-- Begin Supplied material --

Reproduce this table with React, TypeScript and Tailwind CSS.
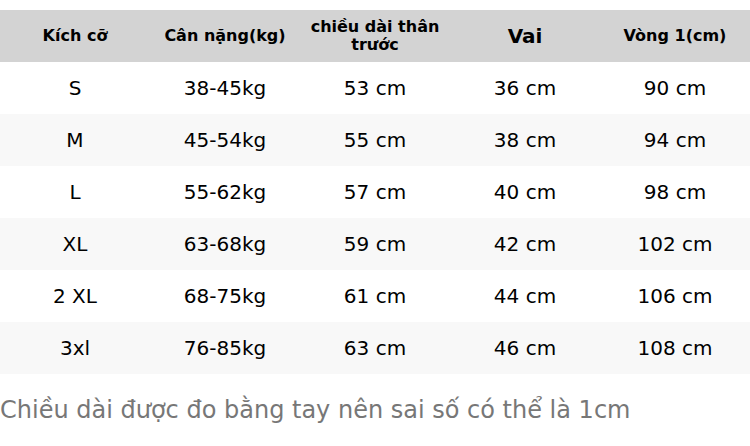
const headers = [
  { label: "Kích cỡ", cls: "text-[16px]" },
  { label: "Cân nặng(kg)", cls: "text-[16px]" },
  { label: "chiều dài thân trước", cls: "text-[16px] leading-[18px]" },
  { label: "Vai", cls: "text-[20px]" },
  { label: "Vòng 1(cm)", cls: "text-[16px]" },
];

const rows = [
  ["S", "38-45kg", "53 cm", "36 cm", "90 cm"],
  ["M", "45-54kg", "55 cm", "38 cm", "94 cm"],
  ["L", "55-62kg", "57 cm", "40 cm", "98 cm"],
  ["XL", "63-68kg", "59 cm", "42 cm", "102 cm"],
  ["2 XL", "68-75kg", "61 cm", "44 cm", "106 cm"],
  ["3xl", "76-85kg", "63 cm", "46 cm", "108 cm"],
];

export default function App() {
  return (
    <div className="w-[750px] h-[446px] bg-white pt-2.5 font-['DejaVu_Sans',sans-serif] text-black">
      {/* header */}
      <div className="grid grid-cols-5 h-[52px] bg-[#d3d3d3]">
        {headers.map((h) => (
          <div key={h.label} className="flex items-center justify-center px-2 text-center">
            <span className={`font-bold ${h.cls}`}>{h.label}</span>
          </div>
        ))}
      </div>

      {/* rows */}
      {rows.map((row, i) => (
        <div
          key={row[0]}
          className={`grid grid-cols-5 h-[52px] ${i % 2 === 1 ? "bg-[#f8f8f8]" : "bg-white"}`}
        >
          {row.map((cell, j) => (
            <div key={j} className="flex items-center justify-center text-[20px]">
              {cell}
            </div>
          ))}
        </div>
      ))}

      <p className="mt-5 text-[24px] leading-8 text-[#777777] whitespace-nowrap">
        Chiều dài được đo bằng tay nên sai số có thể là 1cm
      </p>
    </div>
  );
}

-- End Supplied material --
-- Begin Supplied material --

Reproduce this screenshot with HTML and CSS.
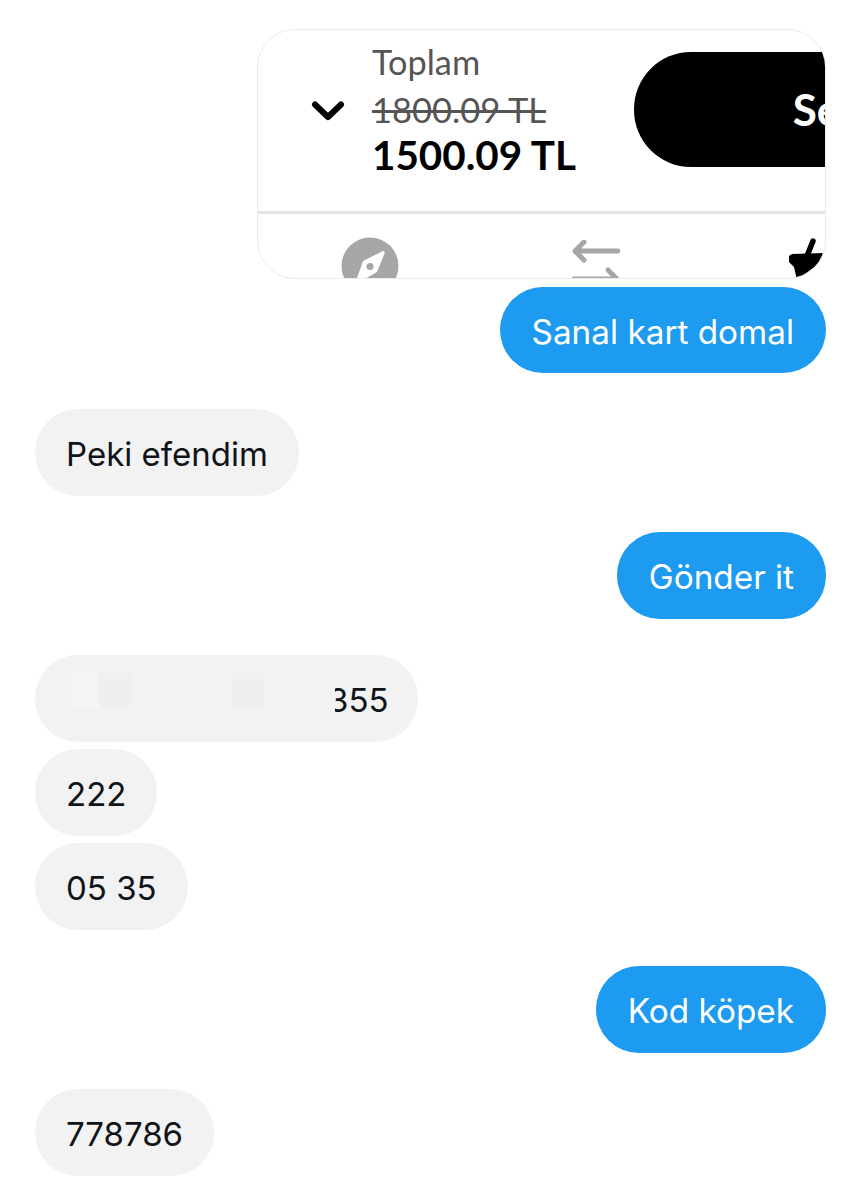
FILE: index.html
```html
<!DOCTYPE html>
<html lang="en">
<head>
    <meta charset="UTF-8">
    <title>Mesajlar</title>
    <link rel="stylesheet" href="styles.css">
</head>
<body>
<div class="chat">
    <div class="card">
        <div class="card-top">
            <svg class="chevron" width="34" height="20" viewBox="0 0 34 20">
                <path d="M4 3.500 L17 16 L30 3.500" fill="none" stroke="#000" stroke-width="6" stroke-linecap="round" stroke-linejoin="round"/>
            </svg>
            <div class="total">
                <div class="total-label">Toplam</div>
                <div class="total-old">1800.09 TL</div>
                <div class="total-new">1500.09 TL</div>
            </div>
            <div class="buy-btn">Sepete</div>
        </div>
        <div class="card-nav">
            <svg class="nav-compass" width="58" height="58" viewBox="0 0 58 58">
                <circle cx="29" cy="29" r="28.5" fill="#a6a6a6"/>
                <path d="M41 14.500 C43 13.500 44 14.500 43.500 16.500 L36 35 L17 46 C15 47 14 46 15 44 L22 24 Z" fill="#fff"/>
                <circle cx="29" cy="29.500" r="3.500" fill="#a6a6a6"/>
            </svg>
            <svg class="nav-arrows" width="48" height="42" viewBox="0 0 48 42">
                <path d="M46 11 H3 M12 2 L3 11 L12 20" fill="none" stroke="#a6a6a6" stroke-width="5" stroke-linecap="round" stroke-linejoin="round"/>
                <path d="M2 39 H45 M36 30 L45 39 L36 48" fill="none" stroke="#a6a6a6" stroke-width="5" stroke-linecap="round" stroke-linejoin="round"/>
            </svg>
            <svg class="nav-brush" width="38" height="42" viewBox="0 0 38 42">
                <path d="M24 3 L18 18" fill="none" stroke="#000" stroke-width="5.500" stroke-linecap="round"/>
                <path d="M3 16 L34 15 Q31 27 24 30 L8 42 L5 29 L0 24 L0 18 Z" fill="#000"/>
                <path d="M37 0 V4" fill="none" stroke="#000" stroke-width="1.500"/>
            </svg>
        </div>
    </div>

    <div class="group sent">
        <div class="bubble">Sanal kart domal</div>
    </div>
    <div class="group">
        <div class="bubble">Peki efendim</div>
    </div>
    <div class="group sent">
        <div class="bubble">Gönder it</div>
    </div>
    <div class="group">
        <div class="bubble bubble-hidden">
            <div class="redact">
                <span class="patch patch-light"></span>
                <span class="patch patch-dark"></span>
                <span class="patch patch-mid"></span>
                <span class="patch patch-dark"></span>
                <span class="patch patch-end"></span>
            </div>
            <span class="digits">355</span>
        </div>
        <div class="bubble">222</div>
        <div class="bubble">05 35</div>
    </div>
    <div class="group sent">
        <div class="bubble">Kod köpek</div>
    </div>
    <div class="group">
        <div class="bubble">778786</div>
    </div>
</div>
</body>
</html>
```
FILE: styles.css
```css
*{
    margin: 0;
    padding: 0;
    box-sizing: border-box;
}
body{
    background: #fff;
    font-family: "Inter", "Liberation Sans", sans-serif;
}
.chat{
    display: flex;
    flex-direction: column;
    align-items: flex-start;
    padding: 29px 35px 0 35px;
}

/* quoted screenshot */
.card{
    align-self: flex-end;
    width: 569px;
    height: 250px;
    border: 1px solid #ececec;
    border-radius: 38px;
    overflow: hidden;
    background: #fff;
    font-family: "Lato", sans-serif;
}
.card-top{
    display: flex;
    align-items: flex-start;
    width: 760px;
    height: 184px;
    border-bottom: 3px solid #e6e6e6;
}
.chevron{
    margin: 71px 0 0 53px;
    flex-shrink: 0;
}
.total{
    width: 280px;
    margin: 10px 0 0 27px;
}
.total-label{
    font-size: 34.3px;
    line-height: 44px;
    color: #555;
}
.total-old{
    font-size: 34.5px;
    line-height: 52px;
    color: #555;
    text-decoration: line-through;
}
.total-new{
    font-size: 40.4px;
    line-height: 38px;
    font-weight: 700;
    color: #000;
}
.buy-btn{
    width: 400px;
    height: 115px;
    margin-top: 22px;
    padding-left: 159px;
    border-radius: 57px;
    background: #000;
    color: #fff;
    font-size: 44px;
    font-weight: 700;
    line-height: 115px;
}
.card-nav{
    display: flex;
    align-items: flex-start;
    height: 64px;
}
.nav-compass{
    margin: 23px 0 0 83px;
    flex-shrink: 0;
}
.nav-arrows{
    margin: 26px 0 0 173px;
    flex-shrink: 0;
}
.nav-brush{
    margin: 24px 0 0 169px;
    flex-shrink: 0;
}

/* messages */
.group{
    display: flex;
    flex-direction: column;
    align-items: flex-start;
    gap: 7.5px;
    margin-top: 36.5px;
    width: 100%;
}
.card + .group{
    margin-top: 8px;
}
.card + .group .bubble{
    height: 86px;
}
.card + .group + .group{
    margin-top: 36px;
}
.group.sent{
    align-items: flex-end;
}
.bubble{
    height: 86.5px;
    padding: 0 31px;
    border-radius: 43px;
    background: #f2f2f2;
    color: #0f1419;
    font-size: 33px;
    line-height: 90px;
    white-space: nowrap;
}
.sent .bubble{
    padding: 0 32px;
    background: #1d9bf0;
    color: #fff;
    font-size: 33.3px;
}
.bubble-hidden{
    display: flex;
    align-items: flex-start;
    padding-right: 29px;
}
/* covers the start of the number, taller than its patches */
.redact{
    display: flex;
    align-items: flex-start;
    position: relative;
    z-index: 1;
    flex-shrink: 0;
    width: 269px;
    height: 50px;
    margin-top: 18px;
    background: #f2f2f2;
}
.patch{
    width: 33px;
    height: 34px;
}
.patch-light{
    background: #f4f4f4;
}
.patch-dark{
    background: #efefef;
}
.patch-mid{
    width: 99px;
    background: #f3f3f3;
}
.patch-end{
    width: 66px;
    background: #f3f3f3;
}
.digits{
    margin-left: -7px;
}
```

-- End Supplied material --
-- Begin Supplied material --

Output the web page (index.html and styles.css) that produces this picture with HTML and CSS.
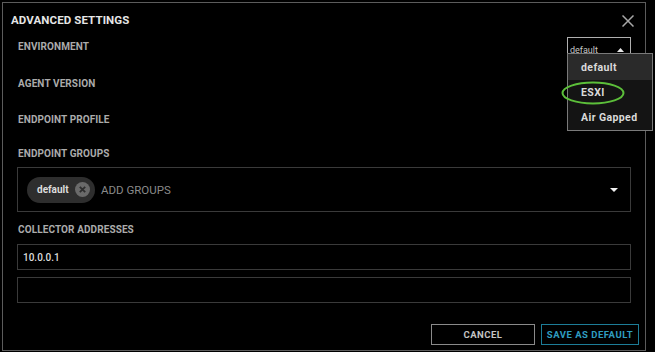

-- End Supplied material --

- _What you should do_: Select the lines from the entries that include the word "index".

- _The reply_:
FILE: index.html
    z-index: 1;
Output the web page (index.html and styles.css) that produces this picture with HTML and CSS.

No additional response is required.